Peraturan Menteri Pekerjaan Umum Nomor 26 Tahun 2008 tentang Persyaratan Teknis Sistem Proteksi Kebakaran pada Bangunan Gedung dan Lingkungan, mensyaratkan ukuran elevator kebakaran yang sama dengan elevator kebakaran di rumah sakit untuk semua gedung dengan ketinggian lebih dari 20 meter. Ukurannya yaitu 2.280 milimeter x 1.600 milimeter.
Padahal, menurut standar internasional elevator kebakaran berdasarkan EN 81-72:2015 ukuran elevator kebakaran yang sekaligus digunakan untuk evakuasi adalah 2.100 milimeter x 1.100 milimeter. Produsen elevator cenderung menyediakan ukuran dengan standar internasional. Perbedaan ukuran elevator yang diwajibkan regulasi di Indonesia membuat pemilik gedung, pengembang, atau kontraktor harus memesan elevator khusus dengan biaya yang lebih mahal dan menambah ongkos produksi. Akibatnya tentu bisa ditebak, kenaikan anggaran modal pembangunan hunian.
Tiap gedung juga harus menyediakan lahan perkerasan untuk area parkir mobil pemadam kebakaran.

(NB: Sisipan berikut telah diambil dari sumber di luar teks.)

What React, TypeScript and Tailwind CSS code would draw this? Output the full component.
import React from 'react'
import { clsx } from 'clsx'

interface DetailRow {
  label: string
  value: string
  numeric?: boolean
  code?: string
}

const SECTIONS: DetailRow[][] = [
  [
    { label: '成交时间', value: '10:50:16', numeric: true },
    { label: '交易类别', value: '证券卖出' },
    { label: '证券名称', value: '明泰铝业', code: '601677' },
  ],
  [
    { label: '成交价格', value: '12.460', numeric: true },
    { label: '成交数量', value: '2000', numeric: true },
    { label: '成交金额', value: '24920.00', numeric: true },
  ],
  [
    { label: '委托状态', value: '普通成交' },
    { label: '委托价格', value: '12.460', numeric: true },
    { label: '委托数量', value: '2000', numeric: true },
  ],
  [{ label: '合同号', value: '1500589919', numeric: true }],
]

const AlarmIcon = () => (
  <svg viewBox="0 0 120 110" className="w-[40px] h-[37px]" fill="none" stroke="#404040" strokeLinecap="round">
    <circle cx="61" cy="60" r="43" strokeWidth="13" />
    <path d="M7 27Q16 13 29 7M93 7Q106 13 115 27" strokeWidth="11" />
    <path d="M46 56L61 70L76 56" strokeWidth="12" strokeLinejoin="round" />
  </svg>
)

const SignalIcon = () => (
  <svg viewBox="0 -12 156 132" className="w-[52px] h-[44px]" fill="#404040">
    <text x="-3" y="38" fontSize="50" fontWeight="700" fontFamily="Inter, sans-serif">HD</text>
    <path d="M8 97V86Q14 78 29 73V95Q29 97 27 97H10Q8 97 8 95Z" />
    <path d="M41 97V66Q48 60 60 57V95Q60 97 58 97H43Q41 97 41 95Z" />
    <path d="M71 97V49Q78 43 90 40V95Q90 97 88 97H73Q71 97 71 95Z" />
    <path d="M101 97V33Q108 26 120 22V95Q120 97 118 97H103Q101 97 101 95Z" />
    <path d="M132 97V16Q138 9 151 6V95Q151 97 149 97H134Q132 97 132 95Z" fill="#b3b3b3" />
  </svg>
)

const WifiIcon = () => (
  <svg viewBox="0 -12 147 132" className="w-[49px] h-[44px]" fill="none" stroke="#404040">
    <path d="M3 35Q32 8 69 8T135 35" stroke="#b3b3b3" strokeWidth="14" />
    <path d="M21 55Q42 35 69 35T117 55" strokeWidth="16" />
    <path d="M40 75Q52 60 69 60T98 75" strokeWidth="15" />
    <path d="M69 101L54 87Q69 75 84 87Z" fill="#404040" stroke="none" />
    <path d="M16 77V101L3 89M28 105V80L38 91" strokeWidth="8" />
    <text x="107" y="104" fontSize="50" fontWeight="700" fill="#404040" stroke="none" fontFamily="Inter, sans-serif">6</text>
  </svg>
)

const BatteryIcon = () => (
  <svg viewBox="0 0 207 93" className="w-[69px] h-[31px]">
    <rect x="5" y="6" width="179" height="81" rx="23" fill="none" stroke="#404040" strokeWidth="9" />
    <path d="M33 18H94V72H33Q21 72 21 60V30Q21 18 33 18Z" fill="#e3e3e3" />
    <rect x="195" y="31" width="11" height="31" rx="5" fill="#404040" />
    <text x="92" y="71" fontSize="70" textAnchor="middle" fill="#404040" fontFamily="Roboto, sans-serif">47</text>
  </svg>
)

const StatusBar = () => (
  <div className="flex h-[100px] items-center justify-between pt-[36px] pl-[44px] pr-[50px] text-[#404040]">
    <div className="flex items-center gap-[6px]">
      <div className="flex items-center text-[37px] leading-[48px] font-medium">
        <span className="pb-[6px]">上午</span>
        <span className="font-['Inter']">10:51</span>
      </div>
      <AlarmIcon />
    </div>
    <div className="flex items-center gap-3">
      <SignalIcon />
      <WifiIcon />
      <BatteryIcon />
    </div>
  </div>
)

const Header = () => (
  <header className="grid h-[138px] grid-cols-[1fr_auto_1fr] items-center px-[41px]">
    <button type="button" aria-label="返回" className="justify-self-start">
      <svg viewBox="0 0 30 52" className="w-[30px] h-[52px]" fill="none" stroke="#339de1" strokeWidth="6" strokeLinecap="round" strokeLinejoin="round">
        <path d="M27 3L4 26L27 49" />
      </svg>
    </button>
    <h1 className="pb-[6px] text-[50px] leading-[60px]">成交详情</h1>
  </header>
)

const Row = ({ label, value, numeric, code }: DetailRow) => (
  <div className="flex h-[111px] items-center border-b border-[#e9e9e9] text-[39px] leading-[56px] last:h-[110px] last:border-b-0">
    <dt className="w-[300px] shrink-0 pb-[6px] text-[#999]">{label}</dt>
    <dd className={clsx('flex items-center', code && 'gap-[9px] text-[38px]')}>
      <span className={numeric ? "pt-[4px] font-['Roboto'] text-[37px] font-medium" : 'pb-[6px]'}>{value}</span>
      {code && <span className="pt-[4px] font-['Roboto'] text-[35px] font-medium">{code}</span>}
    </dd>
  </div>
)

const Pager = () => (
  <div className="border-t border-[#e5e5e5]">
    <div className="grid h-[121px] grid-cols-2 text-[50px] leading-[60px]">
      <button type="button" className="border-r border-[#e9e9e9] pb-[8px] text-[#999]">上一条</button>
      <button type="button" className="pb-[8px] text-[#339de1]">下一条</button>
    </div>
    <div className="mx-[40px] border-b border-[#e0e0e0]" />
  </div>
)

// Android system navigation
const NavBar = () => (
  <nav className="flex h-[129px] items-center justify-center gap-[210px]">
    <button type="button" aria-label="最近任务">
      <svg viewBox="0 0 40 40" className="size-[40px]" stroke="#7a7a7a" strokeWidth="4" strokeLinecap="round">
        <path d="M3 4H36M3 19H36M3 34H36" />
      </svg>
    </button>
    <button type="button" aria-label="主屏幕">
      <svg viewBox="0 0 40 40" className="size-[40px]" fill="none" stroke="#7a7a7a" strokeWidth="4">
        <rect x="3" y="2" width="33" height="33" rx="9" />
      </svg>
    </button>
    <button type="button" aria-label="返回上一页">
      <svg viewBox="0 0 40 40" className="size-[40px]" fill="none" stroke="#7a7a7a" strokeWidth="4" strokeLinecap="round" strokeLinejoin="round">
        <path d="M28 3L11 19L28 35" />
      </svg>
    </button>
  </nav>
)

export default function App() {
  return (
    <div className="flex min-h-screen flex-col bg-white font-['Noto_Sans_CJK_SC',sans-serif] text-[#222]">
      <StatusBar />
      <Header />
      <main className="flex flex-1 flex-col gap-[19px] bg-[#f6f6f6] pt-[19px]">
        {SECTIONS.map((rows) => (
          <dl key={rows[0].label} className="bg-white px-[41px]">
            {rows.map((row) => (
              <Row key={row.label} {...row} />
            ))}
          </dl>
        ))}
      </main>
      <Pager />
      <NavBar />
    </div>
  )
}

Persyaratan teknis akses pemadam kebakaran dalam Peraturan Gubernur Nomor 200 Tahun 2015 mewajibkan luas lahan perkerasan sebagai lokasi parkir mobil pemadam kebakaran minimal 6x15 meter. Untuk bangunan yang lebih tinggi, ketentuannya lebih berat. Ketentuan itu tercantum dalam aturan turunannya yakni Surat Keputusan Kepala Dinas Penanggulangan Kebakaran dan Penyelamatan Nomor 23 Tahun 2015 mensyaratkan luasnya minimal 10x18 meter untuk bangunan lebih dari 20 lantai. Ini adalah ukuran yang tidak kecil untuk lahan di kawasan perkotaan. Agar lebih efisien dalam penggunaan tanah, lahan perkerasan untuk parkir mobil pemadam kebakaran bisa dipakai bersama oleh beberapa gedung yang lokasinya berdampingan.

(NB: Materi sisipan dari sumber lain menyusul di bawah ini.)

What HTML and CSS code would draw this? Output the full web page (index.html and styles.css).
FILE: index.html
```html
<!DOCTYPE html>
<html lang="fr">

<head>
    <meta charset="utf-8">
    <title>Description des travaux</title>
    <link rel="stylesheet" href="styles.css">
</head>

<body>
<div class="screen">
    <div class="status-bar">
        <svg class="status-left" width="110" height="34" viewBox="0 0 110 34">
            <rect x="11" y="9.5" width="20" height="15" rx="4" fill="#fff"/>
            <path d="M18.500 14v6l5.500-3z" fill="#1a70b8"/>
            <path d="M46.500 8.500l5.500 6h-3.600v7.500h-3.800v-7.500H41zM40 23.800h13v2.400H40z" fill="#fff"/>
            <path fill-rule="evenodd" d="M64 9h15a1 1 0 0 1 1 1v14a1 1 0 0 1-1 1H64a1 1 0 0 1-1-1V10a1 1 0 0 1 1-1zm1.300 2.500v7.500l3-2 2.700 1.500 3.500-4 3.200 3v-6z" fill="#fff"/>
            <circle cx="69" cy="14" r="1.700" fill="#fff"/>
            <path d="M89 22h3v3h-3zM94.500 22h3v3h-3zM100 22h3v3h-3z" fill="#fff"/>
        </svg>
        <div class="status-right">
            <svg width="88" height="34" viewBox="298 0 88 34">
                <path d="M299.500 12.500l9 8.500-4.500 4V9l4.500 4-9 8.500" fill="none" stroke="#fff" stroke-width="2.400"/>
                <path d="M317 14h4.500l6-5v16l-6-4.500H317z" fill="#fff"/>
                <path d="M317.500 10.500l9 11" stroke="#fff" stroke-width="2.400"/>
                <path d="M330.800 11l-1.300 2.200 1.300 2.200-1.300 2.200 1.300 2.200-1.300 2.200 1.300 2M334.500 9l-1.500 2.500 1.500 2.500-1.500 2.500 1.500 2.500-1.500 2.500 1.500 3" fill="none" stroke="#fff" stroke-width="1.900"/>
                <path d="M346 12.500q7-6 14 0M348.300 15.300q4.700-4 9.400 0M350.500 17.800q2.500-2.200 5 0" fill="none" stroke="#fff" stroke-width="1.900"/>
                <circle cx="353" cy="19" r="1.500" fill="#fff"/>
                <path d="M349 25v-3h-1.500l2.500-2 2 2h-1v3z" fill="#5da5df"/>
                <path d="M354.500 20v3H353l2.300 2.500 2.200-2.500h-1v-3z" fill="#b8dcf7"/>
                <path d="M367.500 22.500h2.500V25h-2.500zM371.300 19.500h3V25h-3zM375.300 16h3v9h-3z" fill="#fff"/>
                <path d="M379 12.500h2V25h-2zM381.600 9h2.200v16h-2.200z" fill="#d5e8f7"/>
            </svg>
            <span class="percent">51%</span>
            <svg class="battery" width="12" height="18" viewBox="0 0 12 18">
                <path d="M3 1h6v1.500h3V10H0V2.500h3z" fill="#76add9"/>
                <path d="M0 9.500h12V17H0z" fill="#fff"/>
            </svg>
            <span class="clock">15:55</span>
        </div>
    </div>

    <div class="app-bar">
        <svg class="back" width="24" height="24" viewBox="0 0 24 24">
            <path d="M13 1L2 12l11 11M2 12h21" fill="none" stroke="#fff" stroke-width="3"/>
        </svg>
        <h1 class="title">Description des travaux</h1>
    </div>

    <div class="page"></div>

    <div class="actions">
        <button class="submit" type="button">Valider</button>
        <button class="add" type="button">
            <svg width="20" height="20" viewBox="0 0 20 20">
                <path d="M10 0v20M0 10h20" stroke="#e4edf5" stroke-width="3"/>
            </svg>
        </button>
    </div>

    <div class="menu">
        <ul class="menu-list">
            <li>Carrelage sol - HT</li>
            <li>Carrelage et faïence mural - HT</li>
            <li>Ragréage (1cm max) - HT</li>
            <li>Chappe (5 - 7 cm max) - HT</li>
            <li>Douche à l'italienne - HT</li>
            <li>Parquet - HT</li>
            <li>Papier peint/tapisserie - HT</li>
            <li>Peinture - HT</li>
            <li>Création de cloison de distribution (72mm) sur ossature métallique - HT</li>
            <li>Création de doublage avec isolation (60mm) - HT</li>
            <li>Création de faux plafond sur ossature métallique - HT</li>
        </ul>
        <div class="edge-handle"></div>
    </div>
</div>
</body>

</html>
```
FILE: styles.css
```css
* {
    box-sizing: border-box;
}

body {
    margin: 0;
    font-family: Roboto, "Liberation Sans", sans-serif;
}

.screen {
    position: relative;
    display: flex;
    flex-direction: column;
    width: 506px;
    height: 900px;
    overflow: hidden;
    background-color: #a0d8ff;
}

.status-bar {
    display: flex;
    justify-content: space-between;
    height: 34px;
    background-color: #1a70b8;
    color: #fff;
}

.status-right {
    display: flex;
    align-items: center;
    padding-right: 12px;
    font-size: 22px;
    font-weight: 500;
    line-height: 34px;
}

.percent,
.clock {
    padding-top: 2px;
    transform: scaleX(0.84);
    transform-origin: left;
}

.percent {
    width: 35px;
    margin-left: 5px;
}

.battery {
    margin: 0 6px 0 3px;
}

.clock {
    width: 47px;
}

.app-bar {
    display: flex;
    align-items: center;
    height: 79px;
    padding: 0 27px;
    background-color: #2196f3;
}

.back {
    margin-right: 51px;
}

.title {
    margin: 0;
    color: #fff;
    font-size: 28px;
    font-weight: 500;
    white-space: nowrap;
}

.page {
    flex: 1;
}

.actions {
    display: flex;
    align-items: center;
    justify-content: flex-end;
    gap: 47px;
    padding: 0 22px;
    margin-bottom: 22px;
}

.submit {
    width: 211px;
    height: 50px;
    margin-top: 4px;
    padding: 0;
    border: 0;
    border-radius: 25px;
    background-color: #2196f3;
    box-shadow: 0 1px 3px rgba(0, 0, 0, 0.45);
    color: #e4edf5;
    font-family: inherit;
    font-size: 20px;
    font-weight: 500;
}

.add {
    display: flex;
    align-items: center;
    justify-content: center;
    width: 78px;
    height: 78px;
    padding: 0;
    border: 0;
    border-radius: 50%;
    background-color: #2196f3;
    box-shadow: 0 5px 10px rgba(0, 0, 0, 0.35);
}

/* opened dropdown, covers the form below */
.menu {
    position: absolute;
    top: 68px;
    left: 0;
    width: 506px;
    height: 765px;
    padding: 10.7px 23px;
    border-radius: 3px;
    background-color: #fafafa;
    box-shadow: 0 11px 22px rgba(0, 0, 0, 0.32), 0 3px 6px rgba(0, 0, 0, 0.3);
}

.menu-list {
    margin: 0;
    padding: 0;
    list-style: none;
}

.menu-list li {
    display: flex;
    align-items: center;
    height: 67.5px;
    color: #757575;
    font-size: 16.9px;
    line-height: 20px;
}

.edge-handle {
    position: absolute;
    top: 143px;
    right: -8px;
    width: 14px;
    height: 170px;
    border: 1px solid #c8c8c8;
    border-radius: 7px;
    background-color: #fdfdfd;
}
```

Ketimbang menyediakan area perkerasan untuk lahan parkir mobil pemadam kebakaran, peningkatan pengawasan terhadap komponen pencegahan kebakaran gedung, seperti pemadam api otomatis atau sprinkler, detektor asap, alat pemadam api ringan, lebih efektif. Terlebih, peningkatan pengawasan dibuat untuk mencegah terjadinya kebakaran sedini mungkin, bukan sebaliknya.